Si sta delineando con chiarezza, a livello di categorie, l’esigenza di prolungare la durata della parte economica dei contratti portandola a tre anni. Giorgio Santini, segretario confederale della Cisl, cosa ne pensa?
E’ il segnale che il tema della durata dei contratti collettivi nazionali va affrontato. Ci sono due forti motivazioni per farlo. Il rilievo che aveva l’inflazione, nel 1993 era circa al 9%, con l’euro è venuto meno. Il costo della vita ha sempre il suo peso, ma oggi parliamo di decimali, non più di numeri interi.
La seconda motivazione?
Aumentare la cadenza dei contratti nazionali può agevolare quelli decentrati. In questi 14 anni sono stati soffocati da rinnovi così serrati, spesso con accordi in ritardo. La contrattazione decentrata si è continuata a fare dove già si faceva.
Sia per l’aziendale che per la territoriale?
Negli incontri di concertazione a Palazzo Chigi, il Governo ha annunciato che la decontribuzione per i premi aziendali del 3% ha interessato 130mila imprese e 1.800mila lavoratori. Di questi, 800mila sono del settore edile, artigiano e agricolo che hanno la contrattazione territoriale. Quindi, questa può essere altrettanto importante di quella aziendale.
Le categorie stanno portando innovazioni sul modello contrattuale laddove le confederazioni hanno fallito?
La contrattazione collettiva è una materia delle categorie, nascono per questo. Poi, probabilmente, servirà un accordo interconfederale per mettere ordine sulla materia. Salvo questa esigenza, se il sistema contrattuale viene gestito dalle categorie, come Cisl siamo fortemente d’accordo.
La durata del contratto era uno dei temi della riforma del modello contrattuale.
Non ci siamo riusciti.
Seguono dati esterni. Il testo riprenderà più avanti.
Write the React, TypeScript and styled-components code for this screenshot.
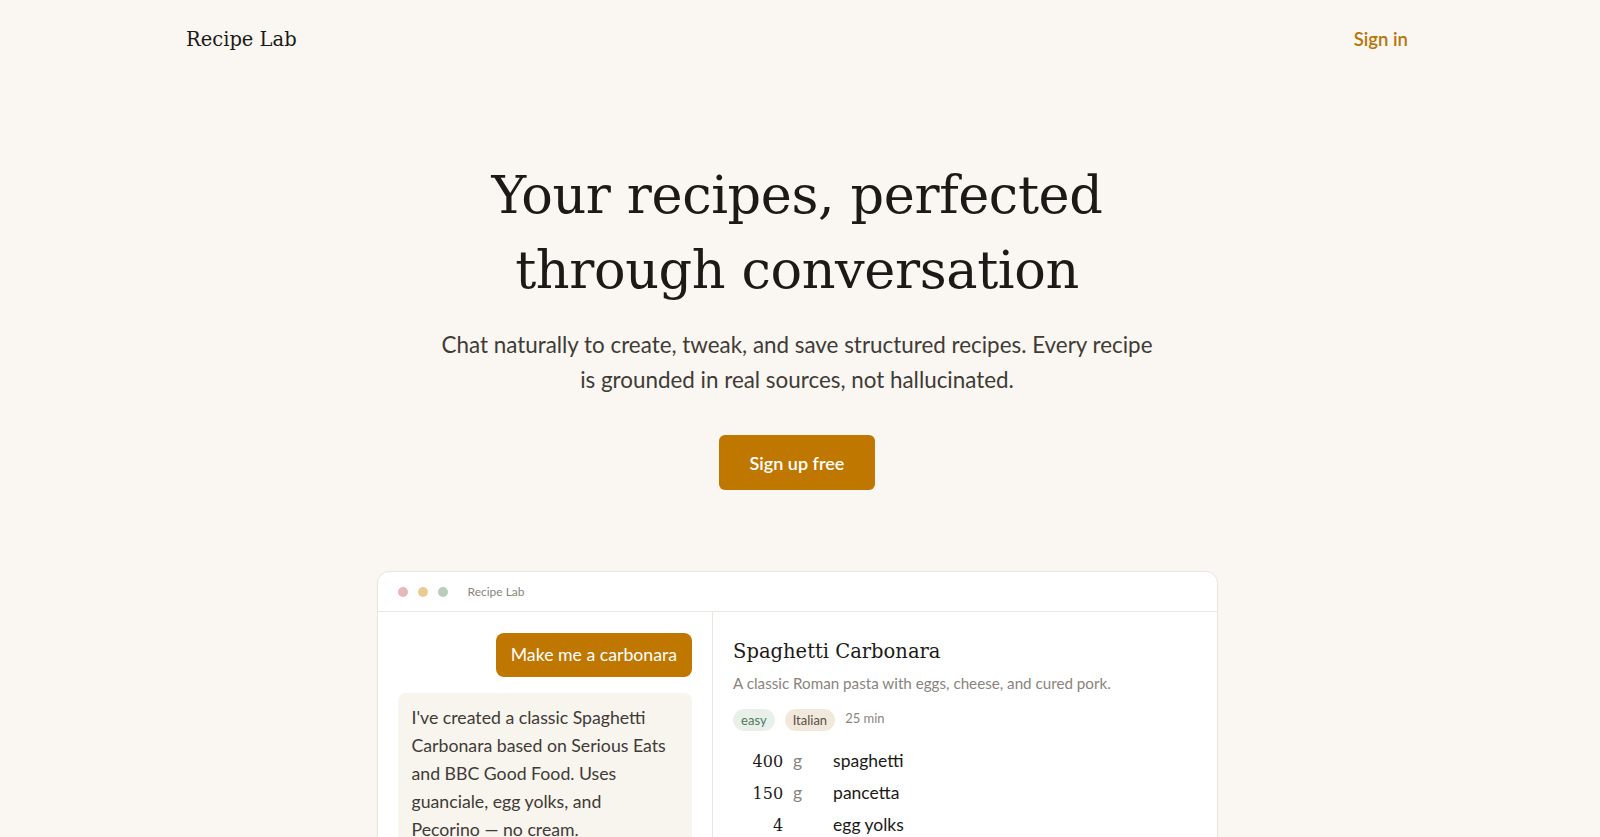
import React from 'react';
import styled, { createGlobalStyle } from 'styled-components';

const colors = {
  page: '#faf6f1',
  ink: '#1c1a17',
  body: '#3f3b36',
  muted: '#8a847c',
  accent: '#bf7700',
  accentText: '#b5760c',
  line: '#ebe6df',
  bubble: '#f8f4ee',
};

const serif = `Georgia, 'DejaVu Serif', serif`;
const sans = `'Segoe UI', Lato, 'Noto Sans', sans-serif`;

const GlobalStyle = createGlobalStyle`
  * { box-sizing: border-box; }
  html, body {
    margin: 0;
    padding: 0;
    background: ${colors.page};
    color: ${colors.ink};
    font-family: ${sans};
  }
`;

// the right gutter stands in for the reference's thin scrollbar
const Page = styled.div`
  min-height: 100vh;
  padding: 0 6px 120px 0;
`;

const Nav = styled.header`
  max-width: 1222px;
  margin: 0 auto;
  display: flex;
  align-items: center;
  justify-content: space-between;
  height: 78px;
`;

const Logo = styled.a`
  font-family: ${serif};
  font-size: 19.5px;
  color: ${colors.ink};
  text-decoration: none;
`;

const NavLink = styled.a`
  font-size: 18.5px;
  font-weight: 600;
  color: ${colors.accentText};
  text-decoration: none;
`;

const Hero = styled.section`
  display: flex;
  flex-direction: column;
  align-items: center;
  text-align: center;
  padding-top: 79px;
`;

const Title = styled.h1`
  font-family: ${serif};
  font-weight: 400;
  font-size: 52.5px;
  line-height: 75px;
  letter-spacing: -0.4px;
  margin: 0;
  max-width: 660px;
`;

const Lead = styled.p`
  margin: 20px 0 0;
  max-width: 722px;
  font-size: 22.4px;
  line-height: 35px;
  color: ${colors.body};
`;

const PrimaryButton = styled.a`
  margin-top: 38px;
  display: inline-flex;
  align-items: center;
  justify-content: center;
  width: 156px;
  height: 55px;
  border-radius: 6px;
  background: ${colors.accent};
  color: #fff;
  font-size: 18px;
  font-weight: 600;
  text-decoration: none;
`;

const Window = styled.div`
  width: 841px;
  margin: 81px auto 0;
  background: #fff;
  border: 1px solid ${colors.line};
  border-radius: 12px;
  overflow: hidden;
  box-shadow: 0 1px 2px rgba(60, 40, 10, 0.04);
`;

const TitleBar = styled.div`
  height: 40px;
  display: flex;
  align-items: center;
  padding: 0 20px;
  border-bottom: 1px solid ${colors.line};
  gap: 10px;
`;

const Dot = styled.span<{ $c: string }>`
  width: 10px;
  height: 10px;
  border-radius: 50%;
  background: ${(p) => p.$c};
`;

const BarLabel = styled.span`
  margin-left: 10px;
  font-size: 12px;
  color: ${colors.muted};
`;

const Panes = styled.div`
  display: grid;
  grid-template-columns: 40% 60%;
`;

const ChatPane = styled.div`
  border-right: 1px solid ${colors.line};
  padding: 21px 20px 24px;
  display: flex;
  flex-direction: column;
  gap: 16px;
`;

const UserBubble = styled.div`
  align-self: flex-end;
  background: ${colors.accent};
  color: #fff;
  font-size: 17.7px;
  line-height: 24px;
  padding: 10px 15px;
  border-radius: 8px;
`;

const BotBubble = styled.div`
  background: ${colors.bubble};
  color: ${colors.body};
  font-size: 17.7px;
  line-height: 28px;
  padding: 11px 22px 14px 14px;
  border-radius: 8px;
`;

const RecipePane = styled.div`
  padding: 25px 20px 24px;
`;

const RecipeTitle = styled.h2`
  margin: 0;
  font-family: ${serif};
  font-weight: 400;
  font-size: 19.5px;
  line-height: 30px;
  color: ${colors.ink};
`;

const RecipeDesc = styled.p`
  margin: 5px 0 0;
  font-size: 15.2px;
  line-height: 22px;
  color: ${colors.muted};
`;

const Meta = styled.div`
  margin-top: 15px;
  display: flex;
  align-items: center;
  gap: 10px;
`;

const Tag = styled.span<{ $tone: 'green' | 'sand' }>`
  display: inline-flex;
  align-items: center;
  height: 22px;
  padding: 0 8px;
  border-radius: 11px;
  font-size: 13px;
  background: ${(p) => (p.$tone === 'green' ? '#e9f0ea' : '#f1e9dc')};
  color: ${(p) => (p.$tone === 'green' ? '#4f7a5a' : '#5a5044')};
`;

const MetaText = styled.span`
  font-size: 13px;
  color: ${colors.muted};
  margin-top: -4px;
`;

const Ingredients = styled.ul`
  list-style: none;
  margin: 14px 0 0;
  padding: 0;
`;

const Row = styled.li`
  display: grid;
  grid-template-columns: 50px 30px 1fr;
  column-gap: 10px;
  align-items: baseline;
  height: 32px;
  line-height: 32px;
  font-size: 17.5px;
`;

const Qty = styled.span`
  font-family: ${serif};
  font-size: 16px;
  text-align: right;
  color: ${colors.ink};
`;

const Unit = styled.span`
  color: ${colors.muted};
`;

const Name = styled.span`
  color: ${colors.ink};
`;

const StepsHead = styled.h3`
  margin: 20px 0 8px;
  font-family: ${serif};
  font-weight: 400;
  font-size: 18px;
`;

const Steps = styled.ol`
  margin: 0;
  padding-left: 20px;
  font-size: 16px;
  line-height: 26px;
  color: ${colors.body};
`;

const ingredients = [
  { qty: '400', unit: 'g', name: 'spaghetti' },
  { qty: '150', unit: 'g', name: 'pancetta' },
  { qty: '4', unit: '', name: 'egg yolks' },
  { qty: '50', unit: 'g', name: 'Pecorino Romano' },
  { qty: '1', unit: 'tsp', name: 'black pepper' },
];

const App = () => (
  <Page>
    <GlobalStyle />
    <Nav>
      <Logo href="#">Recipe Lab</Logo>
      <NavLink href="#">Sign in</NavLink>
    </Nav>
    <Hero>
      <Title>Your recipes, perfected through conversation</Title>
      <Lead>
        Chat naturally to create, tweak, and save structured recipes. Every recipe is grounded in
        real sources, not hallucinated.
      </Lead>
      <PrimaryButton href="#">Sign up free</PrimaryButton>
    </Hero>
    <Window>
      <TitleBar>
        <Dot $c="#e8b7b7" />
        <Dot $c="#e8cc93" />
        <Dot $c="#b8cdbc" />
        <BarLabel>Recipe Lab</BarLabel>
      </TitleBar>
      <Panes>
        <ChatPane>
          <UserBubble>Make me a carbonara</UserBubble>
          <BotBubble>
            I've created a classic Spaghetti Carbonara based on Serious Eats and BBC Good Food.
            Uses guanciale, egg yolks, and Pecorino — no cream.
          </BotBubble>
        </ChatPane>
        <RecipePane>
          <RecipeTitle>Spaghetti Carbonara</RecipeTitle>
          <RecipeDesc>A classic Roman pasta with eggs, cheese, and cured pork.</RecipeDesc>
          <Meta>
            <Tag $tone="green">easy</Tag>
            <Tag $tone="sand">Italian</Tag>
            <MetaText>25 min</MetaText>
          </Meta>
          <Ingredients>
            {ingredients.map((i) => (
              <Row key={i.name}>
                <Qty>{i.qty}</Qty>
                <Unit>{i.unit}</Unit>
                <Name>{i.name}</Name>
              </Row>
            ))}
          </Ingredients>
          <StepsHead>Steps</StepsHead>
          <Steps>
            <li>Boil the spaghetti in salted water until al dente.</li>
            <li>Crisp the pancetta in a dry pan over medium heat.</li>
            <li>Whisk yolks with Pecorino and plenty of pepper.</li>
            <li>Toss everything off the heat with a splash of pasta water.</li>
          </Steps>
        </RecipePane>
      </Panes>
    </Window>
  </Page>
);

export default App;
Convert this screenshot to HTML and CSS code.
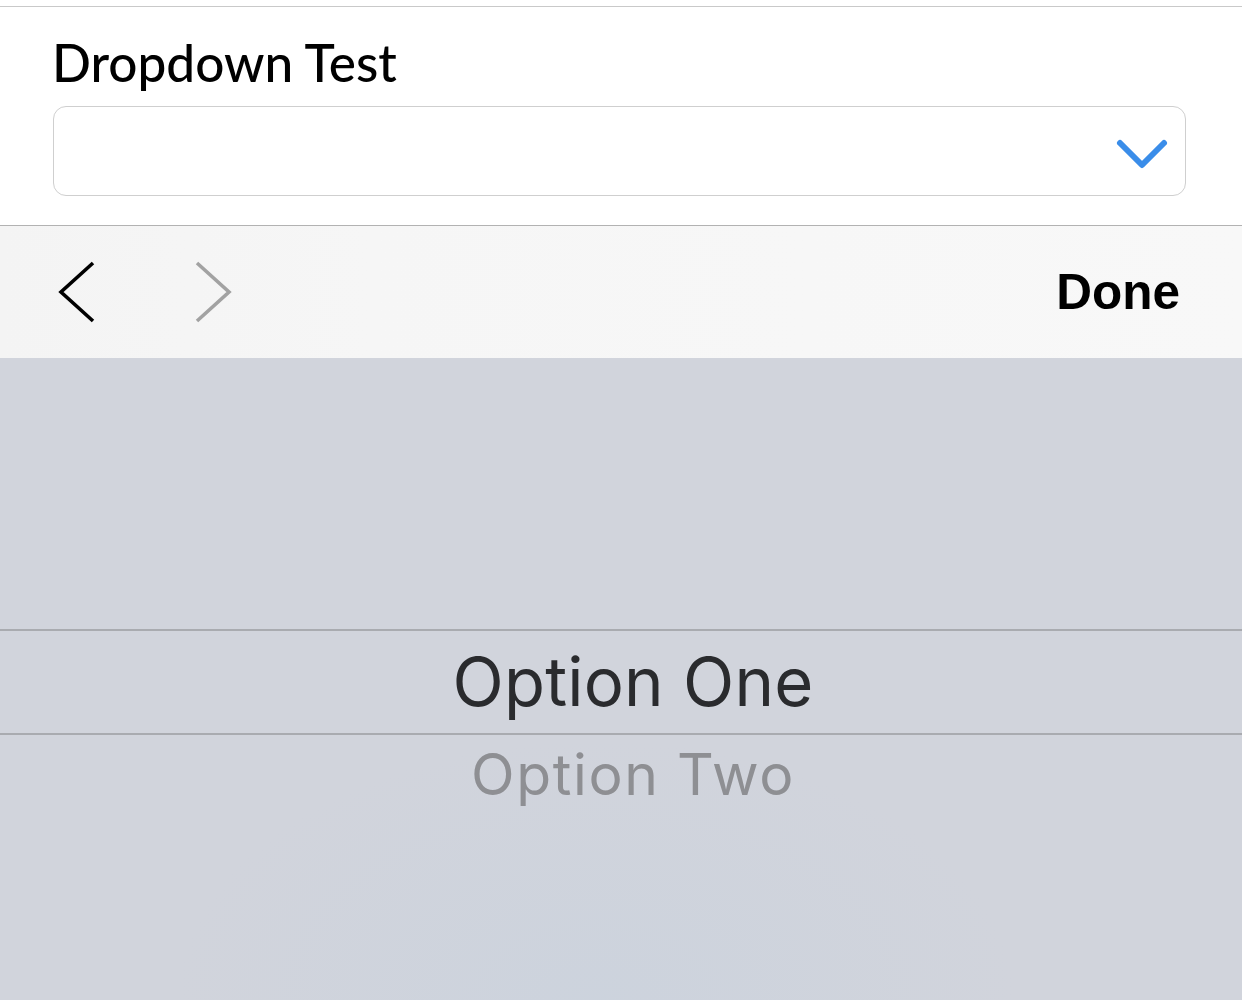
FILE: index.html
```html
<!DOCTYPE html>
<html lang="en">
<head>
<meta charset="utf-8">
<title>Dropdown Test</title>
<link rel="stylesheet" href="styles.css">
</head>
<body>
<section class="form">
  <div class="label">Dropdown Test</div>
  <div class="select">
    <svg class="select-chevron" width="56" height="34" viewBox="0 0 56 34">
      <polyline points="6,6 28,28 50,6" fill="none" stroke="#3a8de9" stroke-width="6" stroke-linecap="round" stroke-linejoin="round"/>
    </svg>
  </div>
</section>
<div class="toolbar">
  <div class="nav">
    <svg class="nav-btn" width="44" height="70" viewBox="0 0 44 70">
      <polyline points="37,6 5,35 37,64" fill="none" stroke="#000" stroke-width="3.6"/>
    </svg>
    <svg class="nav-btn" width="44" height="70" viewBox="0 0 44 70">
      <polyline points="7,6 39,35 7,64" fill="none" stroke="#a2a2a2" stroke-width="3.6"/>
    </svg>
  </div>
  <div class="done">Done</div>
</div>
<div class="picker">
  <div class="picker-spacer"></div>
  <div class="option selected">Option One</div>
  <div class="option next">Option Two</div>
</div>
</body>
</html>
```

FILE: styles.css
```css
html, body {
  margin: 0;
  padding: 0;
  background: #ffffff;
}

body {
  width: 1242px;
  height: 1000px;
  overflow: hidden;
  padding-top: 6px;
  box-sizing: border-box;
}

.form {
  border-top: 1px solid #c9c9c9;
  border-bottom: 1px solid #b2b2b2;
  padding: 22px 56px 29px 53px;
  background: #ffffff;
}

.label {
  font-family: Lato, "Open Sans", sans-serif;
  font-weight: 500;
  font-size: 51.3px;
  line-height: 66px;
  height: 66px;
  color: #000;
  margin-left: -1px;
}

.select {
  margin-top: 11px;
  height: 88px;
  border: 1px solid #cfcfcf;
  border-radius: 13px;
  display: flex;
  align-items: center;
  justify-content: flex-end;
  padding-right: 15px;
}

.select-chevron {
  display: block;
  margin-top: 6px;
}

.toolbar {
  height: 132px;
  background: linear-gradient(90deg, #f4f4f4 0%, #f6f6f6 30%, #f8f8f8 100%);
  display: flex;
  align-items: center;
  justify-content: space-between;
  padding: 0 62px 0 56px;
}

.nav {
  display: flex;
  gap: 90px;
  align-items: center;
}

.nav-btn {
  display: block;
}

.done {
  font-family: "Liberation Sans", Arial, sans-serif;
  font-weight: bold;
  font-size: 49.5px;
  color: #000;
  line-height: 56px;
}

.picker {
  height: 642px;
  background:
    radial-gradient(ellipse 420px 260px at 48% 100%, rgba(200, 210, 222, 0.5), rgba(200, 210, 222, 0) 100%),
    #d1d4dc;
  display: flex;
  flex-direction: column;
}

.picker-spacer {
  height: 271px;
  flex: none;
}

.option {
  font-family: Inter, Roboto, sans-serif;
  text-align: center;
  flex: none;
}

.selected {
  border-top: 2px solid #a9abb0;
  border-bottom: 2px solid #a9abb0;
  height: 102px;
  line-height: 102px;
  font-size: 67px;
  letter-spacing: 0.2px;
  color: #2a2b2e;
  padding-left: 24px;
}

.next {
  height: 80px;
  line-height: 80px;
  font-size: 57px;
  letter-spacing: 1.6px;
  color: #8e8f93;
  padding-left: 24px;
}
```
Se ci si arriva per un’altra strada, cioè passando per esperienze categoriali e poi per una ricomposizione fatta al livello confederale, è lo stesso. Certo, ci mettiamo un po’ più di tempo, ma va bene comunque.
Quindi una riforma che nasce dalle esperienze delle categorie?
C’è possibilità di combinare due fatti: una durata triennale dei contratti e una forte contrattazione decentrata, incentivata dal protocollo su welfare e competitività. Sono due presupposti per arrivare, ci auguriamo in tempi non biblici, ad un nuovo modello contrattuale.